— START OF Provided data —

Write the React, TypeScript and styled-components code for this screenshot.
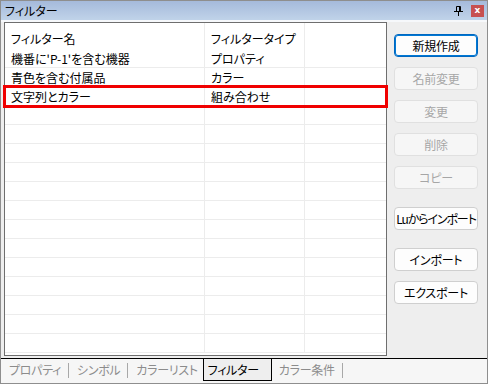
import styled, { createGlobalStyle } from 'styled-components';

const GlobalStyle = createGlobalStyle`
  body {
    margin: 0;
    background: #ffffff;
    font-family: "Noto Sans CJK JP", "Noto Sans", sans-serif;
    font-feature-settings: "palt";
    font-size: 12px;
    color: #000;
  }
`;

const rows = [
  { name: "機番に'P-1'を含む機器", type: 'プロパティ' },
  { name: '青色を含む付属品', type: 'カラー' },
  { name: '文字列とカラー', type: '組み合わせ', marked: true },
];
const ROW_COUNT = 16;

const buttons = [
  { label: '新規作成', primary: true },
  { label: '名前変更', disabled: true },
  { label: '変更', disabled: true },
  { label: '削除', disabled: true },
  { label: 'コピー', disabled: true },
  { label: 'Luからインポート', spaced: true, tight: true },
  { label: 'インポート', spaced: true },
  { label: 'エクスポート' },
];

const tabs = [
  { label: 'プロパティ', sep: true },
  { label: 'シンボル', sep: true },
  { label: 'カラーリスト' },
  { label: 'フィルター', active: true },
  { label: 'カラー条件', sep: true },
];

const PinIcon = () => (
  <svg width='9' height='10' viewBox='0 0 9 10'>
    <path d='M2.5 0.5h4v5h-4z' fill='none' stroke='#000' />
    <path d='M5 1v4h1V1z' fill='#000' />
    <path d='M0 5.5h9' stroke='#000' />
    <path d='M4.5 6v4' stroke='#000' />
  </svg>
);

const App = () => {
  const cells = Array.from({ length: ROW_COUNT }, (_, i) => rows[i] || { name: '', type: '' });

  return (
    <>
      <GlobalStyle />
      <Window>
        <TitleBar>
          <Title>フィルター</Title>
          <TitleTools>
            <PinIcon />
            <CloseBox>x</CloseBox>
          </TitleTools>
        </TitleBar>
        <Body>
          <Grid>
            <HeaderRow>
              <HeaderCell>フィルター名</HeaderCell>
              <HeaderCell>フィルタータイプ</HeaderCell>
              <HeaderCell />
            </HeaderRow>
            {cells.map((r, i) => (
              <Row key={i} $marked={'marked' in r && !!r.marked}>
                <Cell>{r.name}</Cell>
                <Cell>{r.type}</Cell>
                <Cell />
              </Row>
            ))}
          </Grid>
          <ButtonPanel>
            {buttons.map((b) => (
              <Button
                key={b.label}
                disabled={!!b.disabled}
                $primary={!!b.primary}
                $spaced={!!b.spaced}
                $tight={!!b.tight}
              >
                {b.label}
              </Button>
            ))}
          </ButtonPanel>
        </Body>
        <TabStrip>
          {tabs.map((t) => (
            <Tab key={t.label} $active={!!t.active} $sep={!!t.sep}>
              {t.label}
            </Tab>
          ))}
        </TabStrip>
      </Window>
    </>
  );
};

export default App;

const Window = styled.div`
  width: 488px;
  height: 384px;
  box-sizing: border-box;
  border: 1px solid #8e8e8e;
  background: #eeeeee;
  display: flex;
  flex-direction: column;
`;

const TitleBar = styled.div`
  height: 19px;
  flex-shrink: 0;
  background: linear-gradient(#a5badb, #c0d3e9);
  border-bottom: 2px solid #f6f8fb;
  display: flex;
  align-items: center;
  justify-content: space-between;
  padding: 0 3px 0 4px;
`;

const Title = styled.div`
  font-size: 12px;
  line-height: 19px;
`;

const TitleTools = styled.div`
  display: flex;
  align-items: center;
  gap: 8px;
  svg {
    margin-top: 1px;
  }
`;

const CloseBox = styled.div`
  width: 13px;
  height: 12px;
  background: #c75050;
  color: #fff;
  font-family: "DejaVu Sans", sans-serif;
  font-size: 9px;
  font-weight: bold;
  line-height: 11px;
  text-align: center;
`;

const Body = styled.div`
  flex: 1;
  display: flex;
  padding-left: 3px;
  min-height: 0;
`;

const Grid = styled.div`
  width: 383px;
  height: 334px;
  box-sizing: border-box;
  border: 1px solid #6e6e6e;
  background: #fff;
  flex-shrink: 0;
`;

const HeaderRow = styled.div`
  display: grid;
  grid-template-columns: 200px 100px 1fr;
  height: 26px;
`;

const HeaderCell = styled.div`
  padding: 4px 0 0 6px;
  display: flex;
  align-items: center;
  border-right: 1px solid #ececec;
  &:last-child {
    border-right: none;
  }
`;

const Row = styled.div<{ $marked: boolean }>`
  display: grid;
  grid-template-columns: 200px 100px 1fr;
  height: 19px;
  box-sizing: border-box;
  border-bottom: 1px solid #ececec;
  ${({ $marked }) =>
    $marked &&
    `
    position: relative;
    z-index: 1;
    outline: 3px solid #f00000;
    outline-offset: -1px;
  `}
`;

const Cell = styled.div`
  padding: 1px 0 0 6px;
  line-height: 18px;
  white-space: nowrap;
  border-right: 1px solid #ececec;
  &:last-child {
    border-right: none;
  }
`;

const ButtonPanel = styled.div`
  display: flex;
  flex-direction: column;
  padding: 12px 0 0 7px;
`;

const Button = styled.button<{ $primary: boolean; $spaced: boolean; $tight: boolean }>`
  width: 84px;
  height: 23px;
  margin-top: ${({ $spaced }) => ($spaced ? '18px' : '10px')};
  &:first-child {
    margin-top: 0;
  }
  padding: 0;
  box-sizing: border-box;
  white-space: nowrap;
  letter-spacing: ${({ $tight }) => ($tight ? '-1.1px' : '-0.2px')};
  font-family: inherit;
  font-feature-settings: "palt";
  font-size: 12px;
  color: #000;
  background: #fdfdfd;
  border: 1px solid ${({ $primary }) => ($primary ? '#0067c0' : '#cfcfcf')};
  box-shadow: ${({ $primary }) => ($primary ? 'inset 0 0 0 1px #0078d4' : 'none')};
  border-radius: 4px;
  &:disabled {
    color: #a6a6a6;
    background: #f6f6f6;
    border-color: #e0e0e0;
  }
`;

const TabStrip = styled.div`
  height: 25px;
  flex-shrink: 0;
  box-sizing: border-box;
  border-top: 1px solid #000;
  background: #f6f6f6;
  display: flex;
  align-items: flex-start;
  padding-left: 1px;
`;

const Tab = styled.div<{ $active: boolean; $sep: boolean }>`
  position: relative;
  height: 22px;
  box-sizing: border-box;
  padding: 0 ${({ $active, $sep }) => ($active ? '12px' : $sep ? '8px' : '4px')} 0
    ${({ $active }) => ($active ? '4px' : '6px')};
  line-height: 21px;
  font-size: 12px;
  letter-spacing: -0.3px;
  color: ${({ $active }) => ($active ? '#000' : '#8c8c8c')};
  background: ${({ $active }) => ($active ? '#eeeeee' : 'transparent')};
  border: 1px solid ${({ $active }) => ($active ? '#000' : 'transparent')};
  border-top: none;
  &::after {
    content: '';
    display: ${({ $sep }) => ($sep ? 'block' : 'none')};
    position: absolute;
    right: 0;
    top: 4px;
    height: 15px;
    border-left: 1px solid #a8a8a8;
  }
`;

— END OF Provided data —

# [Goal of the exercise]
Pull out every line in the data above that has the word "components".

# [Reply to the task]
Write the React, TypeScript and styled-components code for this screenshot.
import styled, { createGlobalStyle } from 'styled-components';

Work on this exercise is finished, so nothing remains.